To the combined mixture 1 and 2 containing anisole and water, sodium hydroxide solution (48%, 50g) was added, stirred for 30 min and the layers were separated to obtain pure anisole (yield 99%; purity: 99.8%).
The aqueous wash layer was recycled in next batch as a sodium hydroxide solution to give anisole of purity 99.5% in a yield of 99%.
From mother liquor (which is mixture of mainly water and methanol), methanol was recovered and recycled, remaining aqueous residue was recycled to make sodium hydroxide solution for next reaction.

WE CLAIM:

1. A process for preparation of anisole, comprising the steps of:
a) contacting phenol with a metal methyl sulfate in presence of an aqueous alkali hydroxide at a temperature of 80 to 115°C to obtain a reaction mixture comprising anisole; and
b) isolating anisole from the reaction mixture of step a) by reactive distillation.
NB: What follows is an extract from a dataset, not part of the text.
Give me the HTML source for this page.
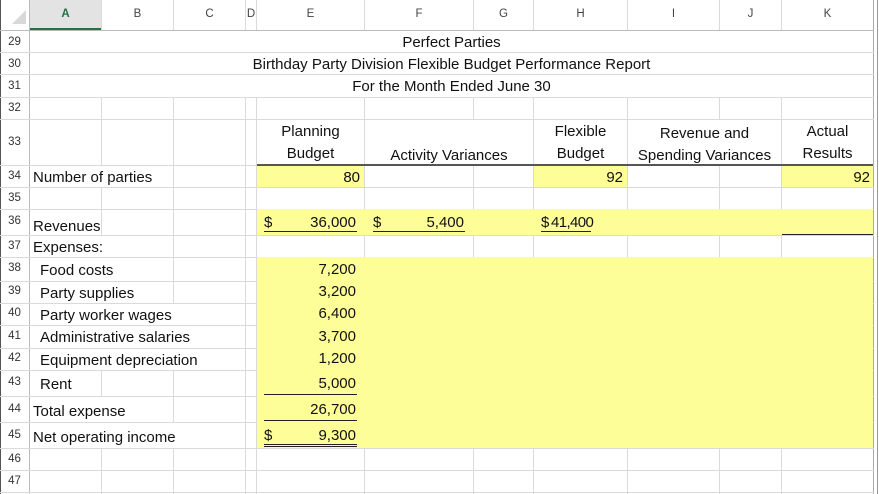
<!DOCTYPE html><html><head><style>
body{margin:0;width:879px;height:494px;overflow:hidden;background:#fff;position:relative;font-family:"Liberation Sans",sans-serif;}
div{position:absolute;box-sizing:border-box}
.v{width:1px;background:#dadada}
.h{height:1px;background:#dadada}
.t{font-size:15px;color:#111;white-space:nowrap;line-height:17px}
.r{font-size:11.5px;color:#333;left:0;width:29px;text-align:center}
.c{font-size:11.5px;color:#444;top:8px;text-align:center}
.y{background:#fefe99}
.w{background:#fff}
.u{height:1px;background:#222}
</style></head><body>
<div class="v" style="left:29px;top:0;height:494px;background:#bbb"></div>
<div class="v" style="left:101px;top:0;height:494px"></div>
<div class="v" style="left:173px;top:0;height:494px"></div>
<div class="v" style="left:245px;top:0;height:494px"></div>
<div class="v" style="left:256px;top:0;height:494px"></div>
<div class="v" style="left:364px;top:0;height:494px"></div>
<div class="v" style="left:473px;top:0;height:494px"></div>
<div class="v" style="left:533px;top:0;height:494px"></div>
<div class="v" style="left:627px;top:0;height:494px"></div>
<div class="v" style="left:719px;top:0;height:494px"></div>
<div class="v" style="left:781px;top:0;height:494px"></div>
<div class="v" style="left:873px;top:0;height:494px;background:#aaa"></div>
<div class="v" style="left:877px;top:0;height:494px;background:#999"></div>
<div class="v" style="left:0;top:0;height:494px;background:#555"></div>
<div class="h" style="left:0;top:30px;width:874px;background:#bbb"></div>
<div class="h" style="left:0;top:52px;width:874px"></div>
<div class="h" style="left:0;top:74px;width:874px"></div>
<div class="h" style="left:0;top:97px;width:874px"></div>
<div class="h" style="left:0;top:119px;width:874px"></div>
<div class="h" style="left:0;top:165px;width:874px"></div>
<div class="h" style="left:0;top:187px;width:874px"></div>
<div class="h" style="left:0;top:209px;width:874px"></div>
<div class="h" style="left:0;top:235px;width:874px"></div>
<div class="h" style="left:0;top:257px;width:874px"></div>
<div class="h" style="left:0;top:281px;width:874px"></div>
<div class="h" style="left:0;top:303px;width:874px"></div>
<div class="h" style="left:0;top:325px;width:874px"></div>
<div class="h" style="left:0;top:348px;width:874px"></div>
<div class="h" style="left:0;top:370px;width:874px"></div>
<div class="h" style="left:0;top:396px;width:874px"></div>
<div class="h" style="left:0;top:422px;width:874px"></div>
<div class="h" style="left:0;top:448px;width:874px"></div>
<div class="h" style="left:0;top:470px;width:874px"></div>
<div class="h" style="left:0;top:492px;width:874px"></div>
<div class="w" style="left:30px;top:31px;width:843px;height:21px"></div>
<div class="w" style="left:30px;top:53px;width:843px;height:21px"></div>
<div class="w" style="left:30px;top:75px;width:843px;height:22px"></div>
<div class="w" style="left:365px;top:120px;width:168px;height:45px"></div>
<div class="w" style="left:628px;top:120px;width:153px;height:45px"></div>
<div class="w" style="left:1px;top:0;width:28px;height:30px"></div>
<div style="left:12px;top:10px;width:0;height:0;border-left:14px solid transparent;border-bottom:14px solid #d8d8d8"></div>
<div style="left:30px;top:0;width:71px;height:30px;background:#e3e3e3"></div>
<div style="left:30px;top:28px;width:71px;height:2px;background:#217346"></div>
<div class="c" style="left:30px;width:71px;color:#217346;font-weight:bold">A</div>
<div class="c" style="left:102px;width:71px">B</div>
<div class="c" style="left:174px;width:71px">C</div>
<div class="c" style="left:246px;width:10px">D</div>
<div class="c" style="left:257px;width:107px">E</div>
<div class="c" style="left:365px;width:108px">F</div>
<div class="c" style="left:474px;width:59px">G</div>
<div class="c" style="left:534px;width:93px">H</div>
<div class="c" style="left:628px;width:91px">I</div>
<div class="c" style="left:720px;width:61px">J</div>
<div class="c" style="left:782px;width:91px">K</div>
<div class="y" style="left:257px;top:166px;width:107px;height:21px"></div>
<div class="y" style="left:534px;top:166px;width:93px;height:21px"></div>
<div class="y" style="left:782px;top:166px;width:91px;height:21px"></div>
<div class="y" style="left:257px;top:209px;width:616px;height:26px"></div>
<div class="y" style="left:257px;top:257px;width:616px;height:191px"></div>
<div class="w" style="left:100px;top:166px;width:60px;height:21px"></div>
<div class="w" style="left:100px;top:236px;width:10px;height:21px"></div>
<div class="w" style="left:100px;top:282px;width:60px;height:21px"></div>
<div class="w" style="left:100px;top:304px;width:80px;height:21px"></div>
<div class="w" style="left:100px;top:326px;width:110px;height:22px"></div>
<div class="w" style="left:100px;top:349px;width:110px;height:21px"></div>
<div class="w" style="left:100px;top:258px;width:20px;height:23px"></div>
<div class="w" style="left:100px;top:423px;width:90px;height:25px"></div>
<div class="w" style="left:100px;top:397px;width:30px;height:25px"></div>
<div style="left:257px;top:164px;width:616px;height:2px;background:#555"></div>
<div class="u" style="left:782px;top:234px;width:91px"></div>
<div class="r" style="top:36px">29</div>
<div class="r" style="top:58px">30</div>
<div class="r" style="top:80px">31</div>
<div class="r" style="top:102px">32</div>
<div class="r" style="top:136px">33</div>
<div class="r" style="top:170px">34</div>
<div class="r" style="top:192px">35</div>
<div class="r" style="top:215px">36</div>
<div class="r" style="top:240px">37</div>
<div class="r" style="top:262px">38</div>
<div class="r" style="top:285px">39</div>
<div class="r" style="top:307px">40</div>
<div class="r" style="top:330px">41</div>
<div class="r" style="top:352px">42</div>
<div class="r" style="top:376px">43</div>
<div class="r" style="top:403px">44</div>
<div class="r" style="top:429px">45</div>
<div class="r" style="top:453px">46</div>
<div class="r" style="top:475px">47</div>
<div class="t" style="left:30px;width:843px;text-align:center;top:34px">Perfect Parties</div>
<div class="t" style="left:30px;width:843px;text-align:center;top:56px">Birthday Party Division Flexible Budget Performance Report</div>
<div class="t" style="left:30px;width:843px;text-align:center;top:78px">For the Month Ended June 30</div>
<div class="t" style="left:257px;width:107px;text-align:center;top:123px">Planning</div>
<div class="t" style="left:257px;width:107px;text-align:center;top:145px">Budget</div>
<div class="t" style="left:365px;width:168px;text-align:center;top:147px">Activity Variances</div>
<div class="t" style="left:534px;width:93px;text-align:center;top:123px">Flexible</div>
<div class="t" style="left:534px;width:93px;text-align:center;top:145px">Budget</div>
<div class="t" style="left:628px;width:153px;text-align:center;top:125px">Revenue and</div>
<div class="t" style="left:628px;width:153px;text-align:center;top:147px">Spending Variances</div>
<div class="t" style="left:782px;width:91px;text-align:center;top:123px">Actual</div>
<div class="t" style="left:782px;width:91px;text-align:center;top:145px">Results</div>
<div class="t" style="left:33px;top:169px">Number of parties</div>
<div class="t" style="left:33px;top:218px">Revenues</div>
<div class="t" style="left:33px;top:239px">Expenses:</div>
<div class="t" style="left:40px;top:262px">Food costs</div>
<div class="t" style="left:40px;top:285px">Party supplies</div>
<div class="t" style="left:40px;top:307px">Party worker wages</div>
<div class="t" style="left:40px;top:329px">Administrative salaries</div>
<div class="t" style="left:40px;top:352px">Equipment depreciation</div>
<div class="t" style="left:40px;top:376px">Rent</div>
<div class="t" style="left:33px;top:403px">Total expense</div>
<div class="t" style="left:33px;top:429px">Net operating income</div>
<div class="t" style="left:257px;width:103px;text-align:right;top:169px">80</div>
<div class="t" style="left:534px;width:89px;text-align:right;top:169px">92</div>
<div class="t" style="left:782px;width:88px;text-align:right;top:169px">92</div>
<div class="t" style="left:264px;top:214px">$</div>
<div class="t" style="left:264px;width:92px;text-align:right;top:214px">36,000</div>
<div class="u" style="left:264px;top:231px;width:93px"></div>
<div class="t" style="left:373px;top:214px">$</div>
<div class="t" style="left:373px;width:91px;text-align:right;top:214px">5,400</div>
<div class="u" style="left:373px;top:231px;width:92px"></div>
<div class="t" style="left:541px;top:214px">$</div>
<div class="t" style="left:551px;width:40px;text-align:right;top:214px;letter-spacing:-0.6px">41,400</div>
<div class="u" style="left:541px;top:231px;width:50px"></div>
<div class="t" style="left:264px;width:92px;text-align:right;top:261px">7,200</div>
<div class="t" style="left:264px;width:92px;text-align:right;top:283px">3,200</div>
<div class="t" style="left:264px;width:92px;text-align:right;top:305px">6,400</div>
<div class="t" style="left:264px;width:92px;text-align:right;top:328px">3,700</div>
<div class="t" style="left:264px;width:92px;text-align:right;top:350px">1,200</div>
<div class="t" style="left:264px;width:92px;text-align:right;top:375px">5,000</div>
<div class="u" style="left:264px;top:394px;width:93px"></div>
<div class="t" style="left:264px;width:92px;text-align:right;top:401px">26,700</div>
<div class="u" style="left:264px;top:420px;width:93px"></div>
<div class="t" style="left:264px;top:427px">$</div>
<div class="t" style="left:264px;width:92px;text-align:right;top:427px">9,300</div>
<div class="u" style="left:264px;top:444px;width:93px"></div>
<div class="u" style="left:264px;top:446px;width:93px"></div>
</body></html>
2. The process as claimed in claim 1, wherein the process further comprises the steps of:
c) neutralizing the remaining reaction mixture of step b) using a mineral acid; and
d) recovering metal sulfate from the neutralized mixture of step c).
3. The process as claimed in claim 1, wherein the alkali hydroxide is selected from sodium hydroxide and potassium hydroxide.
4. The process as claimed in claim 1, wherein the metal methyl sulfate is selected from sodium methyl sulfate and potassium methyl sulfate.
5. The process as claimed in claim 1, wherein the anisole is obtained with a purity of at least 98%.
6. The process as claimed in claim 2, wherein the recovered metal sulfate has a purity of at least 98%.
7. The process as claimed in claim 1, wherein the aqueous alkali hydroxide is used in a concentration of 5 to 48%.
8. The process as claimed in claim 1, wherein the reaction mixture is continuously and parallelly distilled to isolate anisole by reactive distillation during part addition of aqueous alkali hydroxide at 80 to 115°C.